Hola, como dice Li-ion, el diodo es para proteger al circuito, no a la bobina, este diodo se le conoce como diodo de rodada libre. sta inversamente polarizado porque al conmutar un circuito con una inductancia, la corriente se dice que "se invierte" en la bobina, regresando esa corriente al circuito, si tenemos el diodo, esta corriente lo polariza directamente y se descarga a traves de el, sin afectar el resto del circuito.


----------



## polux (Nov 6, 2008)

¡Hola! buenas. soy nuevo en los foros, asi que si cometo algún error, es sólo por ignorancia, me avisan. La inquietud que tengo, es algo similar a la de ''Co'': estoy modificando unos visualizadores- controladores de temperatura, que son para uso marítimo, que funcionarán con 12V, y necesito una recomendación para elegir un diodo de protección que irá en conjunto con el ccto. filtro de ruido, y el fusible de entrada. El consumo nominal del instrumental es de 3W. Me han devuelto dos, porque fallan al hacer partir la embarcación, al revisarlos, he encontrado en corto el diodo de protección, y , obviamente, abierto el fusible de entrada. El circuito regulador de voltage, lo diseñé para soportar hasta 30V de pico, y esto ha impedido que el instrumental se dañe, e problema sólo lo tengo con el diodo de protección. Si alguien puede iluminarme un poquito, estaré muy agradecido.
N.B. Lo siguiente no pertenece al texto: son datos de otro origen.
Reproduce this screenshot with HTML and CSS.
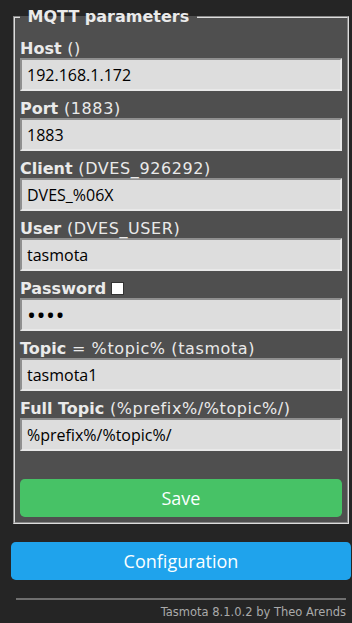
FILE: index.html
```html
<!DOCTYPE html>
<html lang="en">
<head>
    <meta charset="UTF-8">
    <meta name="viewport" content="width=device-width, initial-scale=1.0">
    <title>Tasmota - Configure MQTT</title>
    <link rel="stylesheet" href="styles.css">
</head>
<body>
    <div class="main">
        <fieldset class="panel">
            <legend>&nbsp;MQTT parameters&nbsp;</legend>
            <form>
                <p class="field">
                    <label class="label" for="mh"><b>Host</b> ()</label>
                    <input class="input" id="mh" value="192.168.1.172">
                </p>
                <p class="field">
                    <label class="label" for="ml"><b>Port</b> (1883)</label>
                    <input class="input" id="ml" value="1883">
                </p>
                <p class="field">
                    <label class="label" for="mc"><b>Client</b> (DVES_926292)</label>
                    <input class="input" id="mc" value="DVES_%06X">
                </p>
                <p class="field">
                    <label class="label" for="mu"><b>User</b> (DVES_USER)</label>
                    <input class="input" id="mu" value="tasmota">
                </p>
                <p class="field">
                    <span class="label"><b>Password</b><input class="show" type="checkbox"></span>
                    <input class="input input-pass" id="mp" type="password" value="****">
                </p>
                <p class="field">
                    <label class="label" for="mt"><b>Topic</b> = %topic% (tasmota)</label>
                    <input class="input" id="mt" value="tasmota1">
                </p>
                <p class="field">
                    <label class="label" for="mf"><b>Full Topic</b> (%prefix%/%topic%/)</label>
                    <input class="input" id="mf" value="%prefix%/%topic%/">
                </p>
                <button class="btn btn-save" type="button">Save</button>
            </form>
        </fieldset>
        <button class="btn btn-config" type="button">Configuration</button>
        <div class="footer">
            <hr>
            <span class="credit">Tasmota 8.1.0.2 by Theo Arends</span>
        </div>
    </div>
</body>
</html>
```

FILE: styles.css
```css
body {
    margin: 0;
    background: #252525;
    color: #eaeaea;
    font-family: "DejaVu Sans", Verdana, sans-serif;
    font-size: 16px;
}
.main {
    width: 340px;
    margin-left: 11px;
    padding-top: 7px;
}
.panel {
    margin: 0 2px;
    padding: 5px;
    border: 2px groove #dddddd;
    background: #4f4f4f;
}
.panel legend {
    padding: 0 2px;
    font-weight: bold;
    line-height: 19px;
}
form {
    margin: 0;
}
.field {
    margin: 8px 0;
}
.label {
    display: block;
    line-height: 19px;
    letter-spacing: 0.6px;
}
.label b {
    letter-spacing: 0;
}
.show {
    appearance: none;
    -webkit-appearance: none;
    width: 13px;
    height: 13px;
    margin: 0 0 0 5px;
    vertical-align: -1px;
    box-sizing: border-box;
    border: 1px solid #333;
    background: #fff;
}
.input {
    display: block;
    width: 100%;
    height: 33px;
    box-sizing: border-box;
    margin: 0;
    padding: 5px;
    border: 2px solid;
    border-color: #8f8f8f #e8e8e8 #e8e8e8 #8f8f8f;
    background: #dddddd;
    color: #000;
    font-family: "Open Sans", sans-serif;
    font-size: 16px;
}
.input-pass {
    padding: 0 5px;
    font-size: 24px;
    letter-spacing: 0.5px;
}
.btn {
    display: block;
    width: 100%;
    height: 38px;
    border: 0;
    border-radius: 0.3rem;
    background: #1fa3ec;
    color: #faffff;
    font-family: "Open Sans", sans-serif;
    font-size: 18px;
    cursor: pointer;
}
.btn-save {
    margin-top: 28px;
    background: #47c266;
}
.btn-config {
    margin-top: 18px;
}
.footer {
    padding: 0 5px;
    text-align: right;
    font-size: 11.5px;
    line-height: 13px;
}
.footer hr {
    margin: 18px 0 6px;
    height: 0;
    border: 0;
    border-top: 2px solid #6f6f6f;
}
.credit {
    color: #aaaaaa;
}
```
Gracias de antemano.


----------



## Ymir (Feb 19, 2010)

Buenos días

Pues creo que con un 1n4007 o un 1n4001 debería bastar de sobra ya que esos se suelen utilizar en etapas de potencia.
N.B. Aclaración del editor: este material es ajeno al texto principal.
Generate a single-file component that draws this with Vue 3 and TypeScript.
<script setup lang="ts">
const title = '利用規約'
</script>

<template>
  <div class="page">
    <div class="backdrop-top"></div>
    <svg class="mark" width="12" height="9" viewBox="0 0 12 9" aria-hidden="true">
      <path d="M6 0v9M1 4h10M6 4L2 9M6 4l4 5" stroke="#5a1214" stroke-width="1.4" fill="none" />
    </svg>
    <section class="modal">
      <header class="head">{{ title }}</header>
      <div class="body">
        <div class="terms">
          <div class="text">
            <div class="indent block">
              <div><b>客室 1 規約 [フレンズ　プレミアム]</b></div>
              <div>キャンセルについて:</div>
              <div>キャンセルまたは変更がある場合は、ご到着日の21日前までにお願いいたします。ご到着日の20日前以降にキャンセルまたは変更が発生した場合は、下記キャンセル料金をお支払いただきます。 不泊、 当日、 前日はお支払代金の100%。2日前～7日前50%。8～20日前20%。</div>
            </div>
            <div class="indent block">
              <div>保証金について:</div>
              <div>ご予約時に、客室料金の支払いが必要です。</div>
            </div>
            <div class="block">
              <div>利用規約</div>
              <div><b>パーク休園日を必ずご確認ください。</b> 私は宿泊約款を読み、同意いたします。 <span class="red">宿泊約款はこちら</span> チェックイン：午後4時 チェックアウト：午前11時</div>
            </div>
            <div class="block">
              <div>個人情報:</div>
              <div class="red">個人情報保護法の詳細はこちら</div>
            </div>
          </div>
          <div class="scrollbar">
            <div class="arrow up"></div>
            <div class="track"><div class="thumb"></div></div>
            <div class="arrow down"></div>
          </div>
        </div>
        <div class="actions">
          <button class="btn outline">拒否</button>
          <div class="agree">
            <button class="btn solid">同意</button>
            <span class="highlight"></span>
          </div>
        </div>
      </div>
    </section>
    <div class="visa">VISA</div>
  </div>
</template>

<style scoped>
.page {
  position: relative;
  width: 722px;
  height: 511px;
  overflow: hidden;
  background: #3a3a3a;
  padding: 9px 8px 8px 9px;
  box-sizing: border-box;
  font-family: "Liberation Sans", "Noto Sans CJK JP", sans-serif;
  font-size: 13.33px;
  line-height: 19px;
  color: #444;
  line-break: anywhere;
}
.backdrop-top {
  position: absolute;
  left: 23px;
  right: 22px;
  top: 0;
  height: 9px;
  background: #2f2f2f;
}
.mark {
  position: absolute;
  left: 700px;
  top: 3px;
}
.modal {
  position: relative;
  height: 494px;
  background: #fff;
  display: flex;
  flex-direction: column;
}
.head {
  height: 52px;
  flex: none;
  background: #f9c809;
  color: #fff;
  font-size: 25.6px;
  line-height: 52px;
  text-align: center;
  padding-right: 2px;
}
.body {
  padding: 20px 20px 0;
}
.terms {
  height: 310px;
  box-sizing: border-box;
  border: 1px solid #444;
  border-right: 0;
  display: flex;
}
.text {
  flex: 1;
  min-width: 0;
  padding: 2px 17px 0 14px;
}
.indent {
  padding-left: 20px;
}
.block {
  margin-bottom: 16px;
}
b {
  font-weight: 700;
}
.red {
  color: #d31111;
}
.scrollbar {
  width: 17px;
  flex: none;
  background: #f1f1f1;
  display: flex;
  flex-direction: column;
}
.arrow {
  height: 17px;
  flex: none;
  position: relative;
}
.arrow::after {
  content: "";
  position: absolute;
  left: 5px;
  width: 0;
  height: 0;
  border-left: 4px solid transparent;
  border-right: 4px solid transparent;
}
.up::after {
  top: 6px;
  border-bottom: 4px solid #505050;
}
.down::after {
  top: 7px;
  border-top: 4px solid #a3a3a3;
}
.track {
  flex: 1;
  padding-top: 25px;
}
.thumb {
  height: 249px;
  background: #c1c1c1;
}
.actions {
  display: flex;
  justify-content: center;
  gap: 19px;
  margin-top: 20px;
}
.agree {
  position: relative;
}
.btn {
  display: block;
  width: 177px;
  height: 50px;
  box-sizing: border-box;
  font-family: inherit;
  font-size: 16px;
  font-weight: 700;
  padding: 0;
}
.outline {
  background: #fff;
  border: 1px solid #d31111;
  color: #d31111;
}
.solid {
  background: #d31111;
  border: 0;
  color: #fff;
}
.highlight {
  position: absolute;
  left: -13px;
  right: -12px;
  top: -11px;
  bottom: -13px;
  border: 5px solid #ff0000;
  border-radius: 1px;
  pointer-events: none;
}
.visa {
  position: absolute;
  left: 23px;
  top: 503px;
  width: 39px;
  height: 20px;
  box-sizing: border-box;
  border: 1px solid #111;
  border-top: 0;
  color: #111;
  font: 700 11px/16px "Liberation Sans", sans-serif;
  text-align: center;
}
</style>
De todas formas, si sabes que el circuito está sobredimensionado, prueba también con el típico 1n4148, que será más barato (unos 0.13€ frente a 0.22€) por si te piden cuentas.
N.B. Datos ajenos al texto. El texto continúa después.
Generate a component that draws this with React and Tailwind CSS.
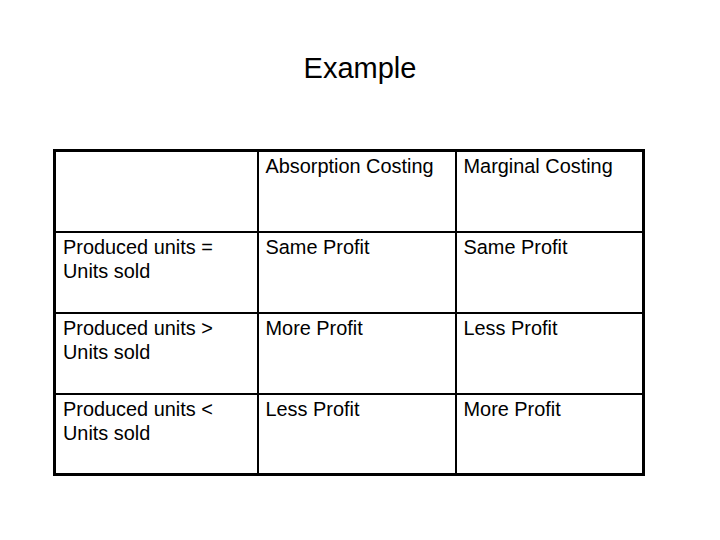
export default function App() {
  const rows = [
    ["", "Absorption Costing", "Marginal Costing"],
    ["Produced units = Units sold", "Same Profit", "Same Profit"],
    ["Produced units > Units sold", "More Profit", "Less Profit"],
    ["Produced units < Units sold", "Less Profit", "More Profit"],
  ];
  const widths = ["w-[203px]", "w-[198px]", "w-[188px]"];
  return (
    <div className="w-[720px] h-[540px] bg-white text-black" style={{ fontFamily: '"Liberation Sans", Arial, sans-serif' }}>
      <h1 className="pt-[48px] h-[149px] text-center text-[29px] leading-[40px]">Example</h1>
      <table className="ml-[53px] border-collapse border-[3px] border-black table-fixed">
        <tbody>
          {rows.map((r, i) => (
            <tr key={i} className="h-[81px]">
              {r.map((c, j) => (
                <td key={j} className={`${widths[j]} border-2 border-black align-top px-[7px] pt-[2px] text-[19.9px] leading-[24px]`}>
                  {c}
                </td>
              ))}
            </tr>
          ))}
        </tbody>
      </table>
    </div>
  );
}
He estado mirando en la tienda de RS y he encontrado estas 2 cositas
- Diode Ultra Fast Recovery 200V 3A 2-SMC 
- Schottky 3Amp 100v, SK310A R2 

Míralos también si ves que la contracorriente va a durar mucho o la frecuencia del interruptor es considerable, más que nada para que el diodo no sufra tanto y aguante un tiempo aceptable


----------



## Franco_80 (Feb 19, 2010)

Respondo a la pregunta que inició el post.
El tema es más o menos así, cuando un inductor trabaja con un TR en conmutación, y el TR está en conducción, la corriente circula por el inductor y el TR con forma de rampa positiva, en el momento que el TR pasa al corte(bruscamente), la corriente quiere dejar de circular, y baja de valor con forma de rampa negativa, el inductor tiende a mantener la circulación de corriente (pero como ahora el circuito está abierto, y ya no tiene a la fuente de tensión), va a tratar de mantener él mismo la circulación de corriente. Cómo?? invirtiendo la tensión en él, con lo que se convierte él en un generador de tensión. El problema es que como la corriente cae tan abrutamente, el inductor necesita una gran tensión para intentar mantener circulando a la corriente. Obviamente no puede mantener  circulando la corriente, ya que el circuito está abierto y el inductor queda cargado. Pero esa tensión tan elevada es la que quema al TR.
Como dije anteriormente, esa tensión se invierte, por lo tanto colocando un diodo en inversa, permite la circulación de corriente de forma más suave, con lo que el inductor, no necesita generar una tensión tan elevada, y va disipando su energía por la R del diodo(en fuentes conmutadas se le coloca además una R y C,para mejorar la disipación, estos son los Snubbers).
Para corroborar lo que digo, al que tenga ganas puede analizar lo que pasa con la Ley de Faraday, después de hacerlo les quedará más claro el funcionamiento de un inductor. 
e= - L . di/dt
e = fuerza electromotriz (Tensión en el inductor)
L = inductancia
di/dt= derivada de i con respecto a t


----------



## pandacba (May 27, 2011)

cuando se cierra un circuito de una bobina, fluye corriente y la bobina podriamos decir se maganetiza, se carga de energia, cuando el circuito se habre, se produce un pico de corriente y tensión varias veces superior a la tensión de almentacion, típicamente ´10veces y más lo que hace el diodo es proverle un camino de fuga para evitar que el colector del transitor reciva una tensión superior a la que soporta y evitar que se dañe la juntura, de alli que el catod apunte al +B de la fuente

Por estas razones intentar comandar un rele de 5V directo del puerto de un PIC es destruirlo sin más, y por la misma razón que el pico se devuele a la alimentación esta no debe tormrse luego del regulador del micro, debe hacerce antes en la fuente sin regular

Ese principio es que se utiliza en un elevador swiching bost
El mimso tambien se aprovecha para las bobinas de encendido de los motores de ciclo otto
El mismo que se utilza en los fly -backs


----------